9. A method of detecting intrusions in an infrastructure control network, the method comprising:

monitoring operational traffic on the infrastructure control network;

identifying activity outside a normal region; and

alerting if such activity persists beyond a threshold.

10. The method of claim 9 wherein the infrastructure comprises a power grid.

11. The method of claim 9 and further comprising:

converting the operational traffic into tokens.

12. The method of claim 11 wherein activity is represented by token sequences; wherein

identifying activity outside a normal region is accomplished by using a sliding window pattern matcher.

13. The method of claim 10 wherein alerting is a function of an analysis based on probabilities given current weather and political situation, and includes a probability of an attack in progress.

14. The method of claim 10 wherein alerting is a function of grid state.

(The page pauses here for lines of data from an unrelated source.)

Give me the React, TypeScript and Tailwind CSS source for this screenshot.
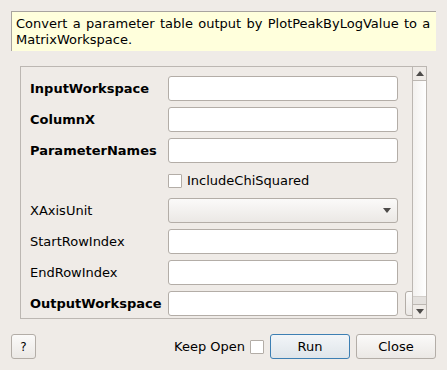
import React from "react";

const font = { fontFamily: '"DejaVu Sans", Verdana, sans-serif' };

function TextBox() {
  return <div className="w-[230px] h-[25px] shrink-0 rounded-[3px] border border-[#b3ada7] bg-white" />;
}

function Row({ label, bold, children }: { label: string; bold?: boolean; children: React.ReactNode }) {
  return (
    <div className="flex items-center h-[25px]">
      <div className={`w-[138px] shrink-0 whitespace-nowrap ${bold ? "font-bold" : ""}`}>{label}</div>
      {children}
    </div>
  );
}

function Check() {
  return <div className="w-[14px] h-[14px] shrink-0 border border-[#b3ada7] bg-white rounded-[1px]" />;
}

function Triangle({ up }: { up?: boolean }) {
  return (
    <svg width="8" height="5" viewBox="0 0 8 5">
      <path d={up ? "M0 5 L4 0 L8 5 Z" : "M0 0 L8 0 L4 5 Z"} fill="#4d4b49" />
    </svg>
  );
}

export default function App() {
  return (
    <div
      className="w-[447px] h-[370px] bg-[#efebe7] text-[13px] leading-[16px] text-black overflow-hidden flex flex-col pt-[11px] px-[11px]"
      style={font}
    >
      <div className="h-[40px] border-t border-l border-[#a8a49f] bg-[#ffffdc] pl-[4px] pt-[4px] whitespace-nowrap">
        <span className="[word-spacing:1.2px]">Convert a parameter table output by PlotPeakByLogValue to a</span>
        <br />
        MatrixWorkspace.
      </div>

      <div className="mt-[15px] ml-[9px] w-[407px] h-[253px] border border-[#bcb7b2] flex">
        <div className="flex-1 overflow-hidden pl-[9px] pt-[9px] flex flex-col gap-[6px]">
          <Row label="InputWorkspace" bold>
            <TextBox />
          </Row>
          <Row label="ColumnX" bold>
            <TextBox />
          </Row>
          <Row label="ParameterNames" bold>
            <TextBox />
          </Row>
          <div className="flex items-center h-[23px] pl-[138px] gap-[5px]">
            <Check />
            <span>IncludeChiSquared</span>
          </div>
          <Row label="XAxisUnit">
            <div className="w-[230px] h-[25px] shrink-0 rounded-[3px] border border-[#b3ada7] bg-gradient-to-b from-[#fbfaf9] to-[#ebe8e5] flex items-center justify-end pr-[6px]">
              <Triangle />
            </div>
          </Row>
          <Row label="StartRowIndex">
            <TextBox />
          </Row>
          <Row label="EndRowIndex">
            <TextBox />
          </Row>
          <Row label="OutputWorkspace" bold>
            <TextBox />
            <div className="ml-[7px] w-[24px] h-[25px] shrink-0 rounded-[3px] border border-[#b3ada7] bg-gradient-to-b from-[#fbfaf9] to-[#ebe8e5]" />
          </Row>
        </div>
        <div className="w-[14px] shrink-0 border-l border-[#bcb7b2] flex flex-col bg-[#e4e1de]">
          <div className="h-[14px] shrink-0 border-b border-[#bcb7b2] bg-[#efebe7] flex items-center justify-center">
            <Triangle up />
          </div>
          <div className="h-[216px] shrink-0 bg-gradient-to-r from-[#f3f1ef] to-[#ffffff] border-b border-[#d3cfcb]" />
          <div className="flex-1" />
          <div className="h-[14px] shrink-0 border-t border-[#bcb7b2] bg-[#efebe7] flex items-center justify-center">
            <Triangle />
          </div>
        </div>
      </div>

      <div className="mt-[15px] flex items-center h-[25px]">
        <div className="w-[25px] h-[25px] rounded-[3px] border border-[#b3ada7] bg-gradient-to-b from-[#fbfaf9] to-[#ebe8e5] flex items-center justify-center text-[12px]">
          ?
        </div>
        <div className="flex-1" />
        <span className="mr-[5px]">Keep Open</span>
        <Check />
        <div className="ml-[6px] w-[80px] h-[25px] rounded-[3px] border border-[#3d7fb3] bg-gradient-to-b from-[#f2f5f8] to-[#dfe5ea] flex items-center justify-center">
          Run
        </div>
        <div className="ml-[6px] w-[80px] h-[25px] rounded-[3px] border border-[#b3ada7] bg-gradient-to-b from-[#fbfaf9] to-[#ebe8e5] flex items-center justify-center">
          Close
        </div>
      </div>
    </div>
  );
}
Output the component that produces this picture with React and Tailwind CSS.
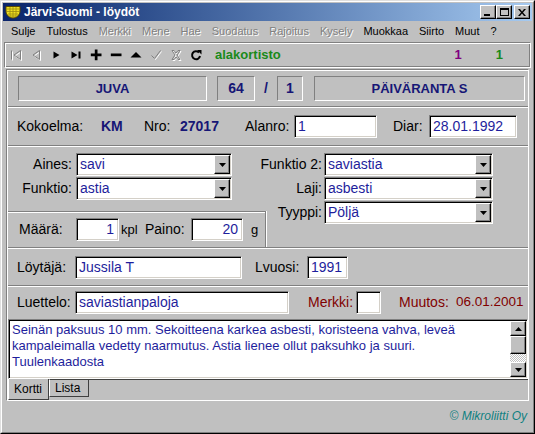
import React from 'react';

const gray = '#808080';

// sunken 2px field, like a classic windows edit box
const Field = ({ className = '', children, right }) => (
  <div
    className={`h-[23px] shrink-0 bg-white border border-t-[#808080] border-l-[#808080] border-r-white border-b-white shadow-[inset_1px_1px_0_#000,inset_-1px_-1px_0_#d4d0c8] flex items-center text-[14px] text-[#1e1e9c] ${right ? 'justify-end pr-[4px]' : 'pl-[3px]'} ${className}`}
  >
    {children}
  </div>
);

const Raised = ({ className = '', children }) => (
  <div
    className={`bg-[#c0c0c0] border border-t-white border-l-white border-r-black border-b-black shadow-[inset_-1px_-1px_0_#808080] flex items-center justify-center ${className}`}
  >
    {children}
  </div>
);

const Combo = ({ className = '', value }) => (
  <div
    className={`h-[23px] shrink-0 bg-white border border-t-[#808080] border-l-[#808080] border-r-white border-b-white shadow-[inset_1px_1px_0_#000,inset_-1px_-1px_0_#d4d0c8] flex items-stretch p-[1px] ${className}`}
  >
    <div className="flex-1 flex items-center pl-[2px] text-[14px] text-[#1e1e9c]">{value}</div>
    <Raised className="w-[16px]">
      <svg width="7" height="4" viewBox="0 0 7 4">
        <path d="M0 0h7L3.5 4z" fill="#000" />
      </svg>
    </Raised>
  </div>
);

const Sep = () => <div className="h-0 border-t border-t-[#808080] border-b border-b-white" />;

const HeadBox = ({ className = '', children }) => (
  <div
    className={`h-[25px] shrink-0 border border-t-[#808080] border-l-[#808080] border-r-white border-b-white flex items-center justify-center text-[13px] font-bold text-[#161676] ${className}`}
  >
    {children}
  </div>
);

// disabled toolbar icon: white copy offset, grey on top
const Emboss = ({ d }) => (
  <svg width="12" height="12" viewBox="0 0 12 12" className="overflow-visible">
    <path d={d} transform="translate(1 1)" fill="none" stroke="#fff" strokeWidth="1" />
    <path d={d} fill="none" stroke={gray} strokeWidth="1" />
  </svg>
);

const ToolIcon = ({ children }) => <div className="w-[20px] h-full flex items-center justify-center">{children}</div>;

function Toolbar() {
  return (
    <div className="h-[26px] mx-px mt-px flex items-center border border-t-[#808080] border-l-[#808080] border-r-white border-b-white shadow-[inset_1px_1px_0_#fff,inset_-1px_-1px_0_#808080] pl-[1px]">
      <ToolIcon>
        <Emboss d="M1.5 1.5v9M10.5 1.5L4 6l6.5 4.5z" />
      </ToolIcon>
      <ToolIcon>
        <Emboss d="M9.5 1.5L3 6l6.5 4.5z" />
      </ToolIcon>
      <ToolIcon>
        <svg width="12" height="12" viewBox="0 0 12 12"><path d="M3.5 2.5l6 3.5-6 3.5z" fill="#000" /></svg>
      </ToolIcon>
      <ToolIcon>
        <svg width="12" height="12" viewBox="0 0 12 12"><path d="M1.5 2.5l6 3.5-6 3.5z M8.5 2.5h2v7h-2z" fill="#000" /></svg>
      </ToolIcon>
      <ToolIcon>
        <svg width="12" height="12" viewBox="0 0 12 12"><path d="M4.8 0.5h2.7v4H11.5v2.7H7.5v4H4.8v-4H0.8V4.5h4z" fill="#000" /></svg>
      </ToolIcon>
      <ToolIcon>
        <svg width="12" height="12" viewBox="0 0 12 12"><path d="M0.8 4.5h10.7v2.7H0.8z" fill="#000" /></svg>
      </ToolIcon>
      <ToolIcon>
        <svg width="12" height="12" viewBox="0 0 12 12"><path d="M0.5 8.5L6 3l5.5 5.5z" fill="#000" /></svg>
      </ToolIcon>
      <ToolIcon>
        <Emboss d="M1.5 6.5l3 3 6-8" />
      </ToolIcon>
      <ToolIcon>
        <Emboss d="M2 1.5h2L6 4l2-2.5h2L7 6l3 4.5H8L6 8l-2 2.5H2L5 6z" />
      </ToolIcon>
      <ToolIcon>
        <svg width="12" height="12" viewBox="0 0 12 12">
          <path d="M9 3.5A4 4 0 1 0 10 7" fill="none" stroke="#000" strokeWidth="2" />
          <path d="M7 1h4.5v4.5z" fill="#000" />
        </svg>
      </ToolIcon>
      <span className="ml-[9px] text-[13px] font-bold text-[#1a8a1a]">alakortisto</span>
      <span className="ml-auto text-[13px] font-bold text-[#800080]">1</span>
      <span className="ml-[34px] mr-[27px] text-[13px] font-bold text-[#1a8a1a]">1</span>
    </div>
  );
}

const menu = [
  ['Sulje', true],
  ['Tulostus', true],
  ['Merkki', false],
  ['Mene', false],
  ['Hae', false],
  ['Suodatus', false],
  ['Rajoitus', false],
  ['Kysely', false],
  ['Muokkaa', true],
  ['Siirto', true],
  ['Muut', true],
  ['?', true],
];

export default function App() {
  return (
    <div className="w-[535px] h-[434px] bg-[#c0c0c0] font-['Liberation_Sans',Arial,sans-serif] text-black border border-t-[#dfdfdf] border-l-[#dfdfdf] border-r-black border-b-black">
      <div className="h-full border border-t-white border-l-white border-r-[#808080] border-b-[#808080] p-px flex flex-col">
        {/* Title bar */}
        <div className="h-[18px] bg-linear-to-r from-[#0a246a] to-[#a6caf0] flex items-center pl-[2px] pr-[2px]">
          <svg width="16" height="14" viewBox="0 0 16 14">
            <path d="M1 1.5h14V6c0 4-3.5 7-7 7S1 10 1 6z" fill="#f0e020" stroke="#5a4a00" strokeWidth="1" />
            <path d="M2 4h12M2 6.5h12M3 9h10M5 11h6M5 2v10M8 2v11M11 2v10" stroke="#9a8a10" strokeWidth="0.8" />
          </svg>
          <span className="ml-[3px] text-[12px] font-bold text-white">Järvi-Suomi - löydöt</span>
          <div className="ml-auto flex items-center">
            <Raised className="w-[16px] h-[14px]">
              <div className="w-[6px] h-[2px] bg-black mt-[6px] mr-[2px]" />
            </Raised>
            <Raised className="w-[16px] h-[14px]">
              <div className="w-[9px] h-[8px] border border-black border-t-2" />
            </Raised>
            <Raised className="ml-[2px] w-[16px] h-[14px]">
              <svg width="8" height="7" viewBox="0 0 8 7">
                <path d="M0 0h2l2 2.5L6 0h2L5 3.5 8 7H6L4 4.5 2 7H0l3-3.5z" fill="#000" />
              </svg>
            </Raised>
          </div>
        </div>

        {/* Menu bar */}
        <div className="h-[20px] flex items-center gap-[11px] pl-[8px] text-[11px]">
          {menu.map(([label, on]) => (
            <span key={label} className={on ? 'text-black' : 'text-[#808080] [text-shadow:1px_1px_0_#fff]'}>
              {label}
            </span>
          ))}
        </div>

        <Toolbar />

        {/* Main panel */}
        <div className="mt-[1px] mx-[3px] h-[332px] border border-t-[#808080] border-l-[#808080] border-r-white border-b-white shadow-[inset_1px_1px_0_#fff] flex flex-col pl-px pt-px text-[14px]">
          <div className="h-[35px] flex items-center pl-[10px]">
            <HeadBox className="w-[189px]">JUVA</HeadBox>
            <HeadBox className="ml-[10px] w-[38px] text-[14px]">64</HeadBox>
            <div className="w-[22px] text-center text-[14px] font-bold text-[#161676]">/</div>
            <HeadBox className="w-[26px] text-[14px]">1</HeadBox>
            <HeadBox className="ml-[11px] w-[211px]">PÄIVÄRANTA S</HeadBox>
          </div>
          <Sep />

          <div className="h-[37px] flex items-center pl-[9px]">
            <span className="w-[84px]">Kokoelma:</span>
            <span className="w-[43px] font-bold text-[#161676]">KM</span>
            <span className="w-[36px]">Nro:</span>
            <span className="w-[65px] font-bold text-[#161676]">27017</span>
            <span className="w-[49px]">Alanro:</span>
            <Field className="w-[83px]">1</Field>
            <span className="ml-[16px] w-[36px]">Diar:</span>
            <Field className="w-[88px]">28.01.1992</Field>
          </div>
          <Sep />

          <div className="h-[100px] flex">
            <div className="w-[250px] shrink-0 flex flex-col">
              <div className="h-[64px] pt-[6px] flex flex-col gap-px">
                <div className="flex items-center">
                  <span className="w-[64px] text-right">Aines:</span>
                  <Combo className="ml-[4px] w-[156px]" value="savi" />
                </div>
                <div className="flex items-center">
                  <span className="w-[64px] text-right">Funktio:</span>
                  <Combo className="ml-[4px] w-[156px]" value="astia" />
                </div>
              </div>
              <div className="w-[258px] h-[36px] shrink-0 border-t border-t-[#808080] border-r border-r-[#808080] shadow-[inset_0_1px_0_#fff,1px_0_0_#fff] flex items-center pl-[11px]">
                <span className="w-[57px]">Määrä:</span>
                <Field right className="w-[43px]">1</Field>
                <span className="ml-[2px] w-[24px] text-[13px]">kpl</span>
                <span className="w-[46px]">Paino:</span>
                <Field right className="w-[52px]">20</Field>
                <span className="ml-[8px] text-[13px]">g</span>
              </div>
            </div>
            <div className="flex-1 pt-[6px] flex flex-col gap-px">
              {[
                ['Funktio 2:', 'saviastia'],
                ['Laji:', 'asbesti'],
                ['Tyyppi:', 'Pöljä'],
              ].map(([l, v]) => (
                <div key={l} className="flex items-center">
                  <span className="w-[64px] text-right whitespace-nowrap">{l}</span>
                  <Combo className="ml-[2px] w-[169px]" value={v} />
                </div>
              ))}
            </div>
          </div>
          <Sep />

          <div className="h-[36px] flex items-center pl-[9px]">
            <span className="w-[58px]">Löytäjä:</span>
            <Field className="w-[167px]">Jussila T</Field>
            <span className="ml-[13px] w-[52px]">Lvuosi:</span>
            <Field className="w-[41px]">1991</Field>
          </div>
          <Sep />

          <div className="h-[31px] flex items-center pl-[9px]">
            <span className="w-[58px]">Luettelo:</span>
            <Field className="w-[214px]">saviastianpaloja</Field>
            <span className="ml-[19px] w-[48px] text-[#800000]">Merkki:</span>
            <Field className="w-[25px]" />
            <span className="ml-[18px] w-[57px] text-[#800000]">Muutos:</span>
            <span className="text-[13.5px] text-[#800000]">06.01.2001</span>
          </div>

          {/* Notes */}
          <div className="mt-px h-[60px] bg-white border border-t-[#808080] border-l-[#808080] border-r-white border-b-white shadow-[inset_1px_1px_0_#000,inset_-1px_-1px_0_#d4d0c8] flex p-[1px]">
            <div className="flex-1 pl-[2px] pt-[1px] text-[13px] leading-[16px] text-[#1e1e9c]">
              Seinän paksuus 10 mm. Sekoitteena karkea asbesti, koristeena vahva, leveä kampaleimalla vedetty naarmutus. Astia lienee ollut paksuhko ja suuri. Tuulenkaadosta
            </div>
            <div className="w-[16px] flex flex-col">
              <Raised className="h-[15px]">
                <svg width="7" height="4" viewBox="0 0 7 4"><path d="M0 4h7L3.5 0z" fill="#000" /></svg>
              </Raised>
              <Raised className="h-[18px]" />
              <div className="flex-1 bg-[repeating-conic-gradient(#fff_0%_25%,#c0c0c0_0%_50%)] bg-[length:2px_2px]" />
              <Raised className="h-[15px]">
                <svg width="7" height="4" viewBox="0 0 7 4"><path d="M0 0h7L3.5 4z" fill="#000" /></svg>
              </Raised>
            </div>
          </div>

          {/* Tabs */}
          <div className="h-[21px] flex items-start text-[12px]">
            <div className="w-[41px] h-[21px] border-l border-l-white border-r border-r-[#404040] border-b border-b-[#404040] flex items-end pl-[5px] pb-[1px]">
              Kortti
            </div>
            <div className="w-[40px] h-[18px] border-t border-t-[#404040] border-l border-l-white border-r border-r-[#404040] border-b border-b-[#404040] flex items-center pl-[5px]">
              Lista
            </div>
            <div className="flex-1 h-[2px] border-t border-t-[#404040]" />
          </div>
        </div>

        {/* Status bar */}
        <div className="flex-1 flex items-center justify-end pr-[5px] text-[12px] italic text-[#108080]">
          © Mikroliitti Oy
        </div>
      </div>
    </div>
  );
}
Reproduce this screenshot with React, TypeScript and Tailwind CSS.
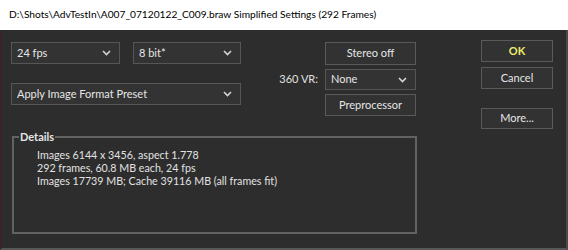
import type { ReactNode } from 'react'

function Chevron() {
  return (
    <svg width="9" height="6" viewBox="0 0 9 6" className="shrink-0">
      <polyline points="1,1 4.5,4.5 8,1" fill="none" stroke="#d4d4d4" strokeWidth="1.6" />
    </svg>
  )
}

function Select({ label, className }: { label: string; className: string }) {
  return (
    <div
      className={`flex items-center justify-between border border-[#565656] bg-[#333333] pl-[5px] pr-[8px] text-[11px] text-[#e6e6e6] ${className}`}
    >
      <span>{label}</span>
      <Chevron />
    </div>
  )
}

function Button({ children, className, accent }: { children: ReactNode; className: string; accent?: boolean }) {
  return (
    <div
      className={`flex items-center justify-center border border-[#5a5a5a] bg-[#323232] text-[11px] ${
        accent ? 'font-bold text-[#ecec6e]' : 'text-[#e6e6e6]'
      } ${className}`}
    >
      {children}
    </div>
  )
}

export default function App() {
  return (
    <div className="flex h-[250px] w-[568px] flex-col overflow-hidden font-['Lato',sans-serif]">
      <div className="flex h-[30px] shrink-0 items-center bg-white pl-[9px] text-[10.2px] text-[#000]">
        D:\Shots\AdvTestIn\A007_07120122_C009.braw Simplified Settings (292 Frames)
      </div>

      <div className="flex flex-1 flex-col border-b-2 border-l-2 border-r-2 border-b-[#575757] border-l-[#3a2426] border-r-[#4a4a4a] bg-[#2d2d2d]">
        <div className="flex h-[99px] shrink-0">
          <div className="ml-[9px] flex w-[230px] flex-col gap-[19px] pt-[12px]">
            <div className="flex gap-[13px]">
              <Select label="24 fps" className="h-[22px] w-[109px]" />
              <Select label="8 bit*" className="h-[22px] w-[108px]" />
            </div>
            <Select label="Apply Image Format Preset" className="h-[22px] w-[230px]" />
          </div>

          <div className="ml-[34px] flex w-[141px] flex-col items-end gap-[4px] pt-[12px]">
            <Button className="h-[23px] w-[91px]">Stereo off</Button>
            <div className="flex items-center gap-[7px]">
              <span className="whitespace-nowrap text-[11px] text-[#e0e0e0]">360 VR:</span>
              <Select label="None" className="h-[21px] w-[91px]" />
            </div>
            <Button className="h-[22px] w-[91px]">Preprocessor</Button>
          </div>

          <div className="ml-[65px] flex w-[72px] flex-col pt-[10px]">
            <Button accent className="h-[22px] w-[72px]">OK</Button>
            <Button className="mt-[5px] h-[22px] w-[72px]">Cancel</Button>
            <Button className="mt-[19px] h-[21px] w-[72px]">More...</Button>
          </div>
        </div>

        <fieldset className="ml-[10px] h-[105px] w-[405px] border-2 border-[#626262] px-[5px]">
          <legend className="px-[1px] text-[11px] font-bold text-[#e6e6e6]">Details</legend>
          <div className="pl-[18px] pt-[2px] text-[10.7px] leading-[13px] text-[#e2e2e2]">
            <div>Images 6144 x 3456, aspect 1.778</div>
            <div>292 frames, 60.8 MB each, 24 fps</div>
            <div>Images 17739 MB; Cache 39116 MB (all frames fit)</div>
          </div>
        </fieldset>
      </div>
    </div>
  )
}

15. The method of claim 14 wherein grid state is a function of state estimators and topology estimators.

16. An anomaly detection system comprising:

means for monitoring operational traffic on the power grid control network;

means for converting the operational traffic into tokens;

means for identifying activity outside a normal region of behavior using a sliding window pattern matcher; and

means for alerting if such activity occurs a predetermined number of times within a particular time interval.

17. The method of claim 16 and further comprising learning the normal region of behavior on the control network by observing and/or simulating operational traffic.

18. The method of claim 17 wherein operational traffic comprises legal protocol messages.

19. The method of claim 18 wherein information from the protocol messages is abstracted into tokens.

20. The method of claim 16 wherein the normal region of behavior comprises normal polling for remote terminal unit values, storm effects, and typical maintenance operations.